Work to complete:
Lines that include the word "html" are the ones to copy.

# Information shown start

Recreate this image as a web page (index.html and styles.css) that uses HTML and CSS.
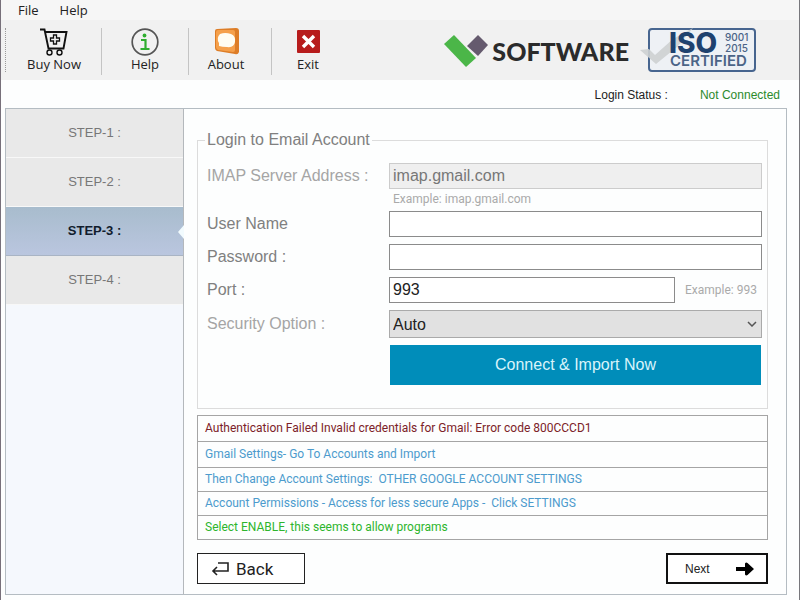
FILE: index.html
```
<!DOCTYPE html>
<html lang="en">

<head>
    <meta charset="utf-8">
    <title>Email Import</title>
    <link rel="stylesheet" href="styles.css">
</head>

<body>
    <nav class="menu-bar">
        <button type="button">File</button>
        <button type="button">Help</button>
    </nav>

    <header class="toolbar">
        <div class="grip"></div>
        <button type="button" class="tool tool-buy">
            <svg width="28" height="28" viewBox="0 0 28 28" fill="none" stroke="#111" stroke-width="1.9">
                <path d="M0 1.500h4.500L8.500 20.500h15L26.500 4H5" />
                <path d="M13.500 7h3v3h3v3h-3v3h-3v-3h-3v-3h3z" stroke-width="1.300" />
                <circle cx="9.500" cy="24.500" r="2.500" stroke-width="1.400" />
                <circle cx="19.500" cy="24.500" r="2.500" stroke-width="1.400" />
            </svg>
            Buy Now
        </button>
        <div class="separator"></div>
        <button type="button" class="tool tool-help">
            <svg width="28" height="28" viewBox="0 0 28 28" fill="none">
                <circle cx="14" cy="14" r="12.800" stroke="#555" stroke-width="1.700" />
                <circle cx="13.500" cy="7.500" r="1.900" fill="#2fae2f" />
                <path d="M10 12h4.500v9M9.500 21h9" stroke="#2fae2f" stroke-width="2.200" />
            </svg>
            Help
        </button>
        <div class="separator"></div>
        <button type="button" class="tool tool-about">
            <svg width="28" height="28" viewBox="0 0 28 28">
                <path d="M3 3Q3 1 5 1L24 0Q27 0 27 3V24Q26 27 23 26L5 23Q3 22 3 20z" fill="#dd7d27" />
                <path d="M4 4Q4 2 6 2L21 2Q23 2 23 4V22Q23 24 21 24L6 22Q4 21 4 19z" fill="#f5a04b" />
                <path d="M8 6Q13 4 19 6Q24 8 23 14Q22 20 15 19Q10 19 7 18L7 15Q4 10 8 6z" fill="#fffdf2" />
            </svg>
            About
        </button>
        <div class="separator"></div>
        <button type="button" class="tool tool-exit">
            <svg width="28" height="28" viewBox="0 0 28 28">
                <rect x="3" y="2" width="23" height="23" rx="1" fill="#b71c1c" />
                <path d="M9 8l11 11M20 8L9 19" stroke="#fff" stroke-width="3.400" />
            </svg>
            Exit
        </button>

        <div class="brand">
            <svg width="46" height="34" viewBox="0 0 46 34">
                <path d="M1 10L11 1L33 24L23 33z" fill="#4bb648" />
                <path d="M24 12L35 1L45 11L35 22z" fill="#655a6e" />
            </svg>
            <span class="brand-name">SOFTWARE</span>
            <svg class="iso" width="118" height="46" viewBox="0 0 118 46" role="img" aria-label="ISO 9001 2015 Certified">
                <rect x="10" y="1" width="106" height="42" rx="3" fill="#eef1f5" stroke="#47658f" stroke-width="2" />
                <path d="M1 22l9-1 6 6L34 11 54 0 38 19 17 36z" fill="#cdd0d2" opacity="0.900" />
                <text x="30" y="25" class="iso-main">ISO</text>
                <text x="86" y="13" class="iso-year">9001</text>
                <text x="86" y="24" class="iso-year">2015</text>
                <text x="31" y="38" class="iso-sub">CERTIFIED</text>
            </svg>
        </div>
    </header>

    <div class="status-bar">
        <span>Login Status :</span>
        <span class="status-value">Not Connected</span>
    </div>

    <main class="panel">
        <ol class="steps">
            <li>STEP-1 :</li>
            <li>STEP-2 :</li>
            <li class="active">STEP-3 :</li>
            <li>STEP-4 :</li>
        </ol>

        <form class="content">
            <fieldset class="login">
                <legend>Login to Email Account</legend>
                <div class="rows">
                    <label for="server" class="dim">IMAP Server Address :</label>
                    <input type="text" id="server" value="imap.gmail.com" disabled>
                    <span class="hint hint-server">Example: imap.gmail.com</span>

                    <label for="user">User Name</label>
                    <input type="text" id="user">

                    <label for="password">Password :</label>
                    <input type="password" id="password">

                    <label for="port">Port :</label>
                    <div class="port">
                        <input type="text" id="port" value="993">
                        <span class="hint">Example: 993</span>
                    </div>

                    <label for="security" class="dim">Security Option :</label>
                    <div class="select-box">
                        <select id="security">
                            <option>Auto</option>
                        </select>
                        <svg class="chevron" width="10" height="6" viewBox="0 0 10 6">
                            <path d="M1 1l4 4 4-4" fill="none" stroke="#555" stroke-width="1.500" />
                        </svg>
                    </div>

                    <button type="button" class="connect">Connect &amp; Import Now</button>
                </div>
            </fieldset>

            <ul class="messages">
                <li class="error">Authentication Failed Invalid credentials for Gmail: Error code 800CCCD1</li>
                <li class="first-step">Gmail Settings- Go To Accounts and Import</li>
                <li>Then Change Account Settings:&nbsp; OTHER GOOGLE ACCOUNT SETTINGS</li>
                <li>Account Permissions - Access for less secure Apps -&nbsp; Click SETTINGS</li>
                <li class="success">Select ENABLE, this seems to allow programs</li>
            </ul>

            <div class="actions">
                <button type="button" class="back">
                    <svg width="18" height="14" viewBox="0 0 18 14" fill="none" stroke="#222" stroke-width="1.600">
                        <path d="M7 1h10v8H2M6 5L2 9l4 4" />
                    </svg>
                    Back
                </button>
                <button type="button" class="next">
                    Next
                    <svg width="18" height="14" viewBox="0 0 18 14">
                        <path d="M0 5h9V1.500Q10 0 11.500 1L18 7l-6.500 6Q10 14 9 12.500V9H0z" fill="#000" />
                    </svg>
                </button>
            </div>
        </form>
    </main>
</body>

</html>
```

FILE: styles.css
```
* {
    box-sizing: border-box;
}

body {
    margin: 0;
    min-height: 100vh;
    display: flex;
    flex-direction: column;
    border-left: 1px solid #77707a;
    border-right: 1px solid #77777c;
    background-color: #fdfefe;
    color: #222;
    font-family: "Liberation Sans", Arial, sans-serif;
    font-size: 12px;
}

button,
input,
select {
    font-family: inherit;
}

.menu-bar {
    display: flex;
    gap: 21px;
    height: 20px;
    padding-left: 17px;
    background-color: #f6f6f6;
}

.menu-bar button,
.tool {
    padding: 0;
    border: none;
    background: none;
    color: #222;
    font-family: "Open Sans", sans-serif;
    font-size: 13px;
    line-height: 20px;
}

.toolbar {
    display: flex;
    height: 60px;
    padding: 8px 42px 5px 4px;
    background-color: #f1f1f1;
}

.grip {
    width: 2px;
    height: 44px;
    border-left: 1px dotted #999;
}

.separator {
    width: 1px;
    background-color: #c4c4c4;
}

.tool {
    display: flex;
    flex-direction: column;
    align-items: center;
    line-height: 16px;
}

.tool-buy {
    width: 94px;
}

.tool-help {
    width: 86px;
}

.tool-about {
    width: 74px;
    margin-right: 8px;
}

.tool-exit {
    width: 72px;
}

.brand {
    display: flex;
    align-items: center;
    margin-left: auto;
    height: 46px;
}

.brand-name {
    margin: 0 10px 0 3px;
    color: #2b2b2b;
    font-family: Lato, sans-serif;
    font-size: 25px;
    font-weight: 900;
}

.iso {
    overflow: visible;
    font-family: Inter, sans-serif;
}

.iso-main {
    fill: #1f426f;
    font-size: 28px;
    font-weight: 800;
}

.iso-year {
    fill: #4b6487;
    font-size: 10px;
    font-weight: 500;
}

.iso-sub {
    fill: #4b6487;
    font-size: 15px;
    font-weight: 600;
}

.status-bar {
    display: flex;
    justify-content: flex-end;
    gap: 32px;
    height: 28px;
    padding-right: 19px;
    line-height: 31px;
}

.status-value {
    color: #2c8a2c;
}

.panel {
    flex: 1;
    display: flex;
    margin: 0 12px 5px 4px;
    border: 1px solid #b4bcc2;
}

.steps {
    width: 178px;
    margin: 0;
    padding: 0;
    list-style: none;
    border-right: 1px solid #b4b8bc;
    background-color: #f5f8fd;
}

.steps li {
    height: 49px;
    border-bottom: 1px solid #f8f8f8;
    background-color: #e9e9e9;
    color: #777;
    font-size: 13px;
    line-height: 47px;
    text-align: center;
}

.steps .active {
    position: relative;
    border-bottom-color: #a9b4c4;
    background-image: linear-gradient(#a8bccd, #bac6df);
    color: #111c2c;
    font-weight: bold;
}

/* notch pointing at the current step */
.steps .active::after {
    content: "";
    position: absolute;
    top: 18px;
    right: -1px;
    border: 7px solid transparent;
    border-left-width: 0;
    border-right: 6px solid #f2fbfe;
}

.content {
    flex: 1;
    padding: 23px 18px 0 13px;
}

.login {
    height: 277px;
    margin: 0;
    padding: 0 5px 0 7px;
    border: 1px solid #dcdcdc;
    color: #808080;
    font-size: 16px;
}

.login legend {
    padding: 0 2px;
    line-height: 16px;
}

.rows {
    display: grid;
    grid-template-columns: 182px 1fr;
    row-gap: 7px;
    align-items: center;
    padding: 15px 0 0 2px;
}

.dim {
    color: #a5a5a5;
}

.rows input,
.rows select {
    width: 100%;
    height: 26px;
    padding: 0 3px;
    border: 1px solid #8b8b8b;
    border-radius: 0;
    background-color: #fff;
    color: #222;
    font-size: 16px;
}

.rows input:disabled {
    border-color: #ccc;
    background-color: #efefef;
    color: #777;
}

.hint {
    color: #aaa;
    font-family: Roboto, sans-serif;
    font-size: 12px;
    line-height: 14px;
}

.hint-server {
    grid-column: 2;
    margin: -4px 0 -2px 4px;
}

.port {
    display: flex;
    align-items: center;
    gap: 10px;
}

.port .hint {
    width: 77px;
    flex: none;
}

.select-box {
    position: relative;
}

.rows select {
    display: block;
    height: 28px;
    appearance: none;
    border-color: #aaa;
    background-color: #e1e1e1;
}

.chevron {
    position: absolute;
    top: 11px;
    right: 5px;
    pointer-events: none;
}

.connect {
    grid-column: 2;
    height: 40px;
    margin: 0 1px;
    border: none;
    background-color: #008dba;
    color: #d9f4fb;
    font-size: 16px;
}

.messages {
    margin: 6px 0 13px;
    padding: 0;
    list-style: none;
    border: 1px solid #a5a5a5;
    color: #4c9bcd;
    font-family: Roboto, sans-serif;
}

.messages li {
    padding: 0 7px;
    line-height: 23px;
}

.messages li + li {
    border-top: 1px solid #a5a5a5;
}

.messages .error,
.messages .first-step {
    line-height: 25px;
}

.messages .error {
    color: #7c2228;
}

.messages .success {
    color: #2db52d;
}

.actions {
    display: flex;
    justify-content: space-between;
}

.actions button {
    display: flex;
    align-items: center;
    height: 31px;
    background-color: #fff;
    color: #222;
}

.back {
    gap: 7px;
    width: 108px;
    padding: 0 13px;
    border: 1px solid #222;
    font-family: Roboto, sans-serif;
    font-size: 17px;
}

.next {
    justify-content: space-between;
    width: 102px;
    padding: 0 12px 0 17px;
    border: 2px solid #111;
    font-size: 12px;
}
```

# Information shown end

Solution:
Recreate this image as a web page (index.html and styles.css) that uses HTML and CSS.
FILE: index.html
<!DOCTYPE html>
<html lang="en">
</html>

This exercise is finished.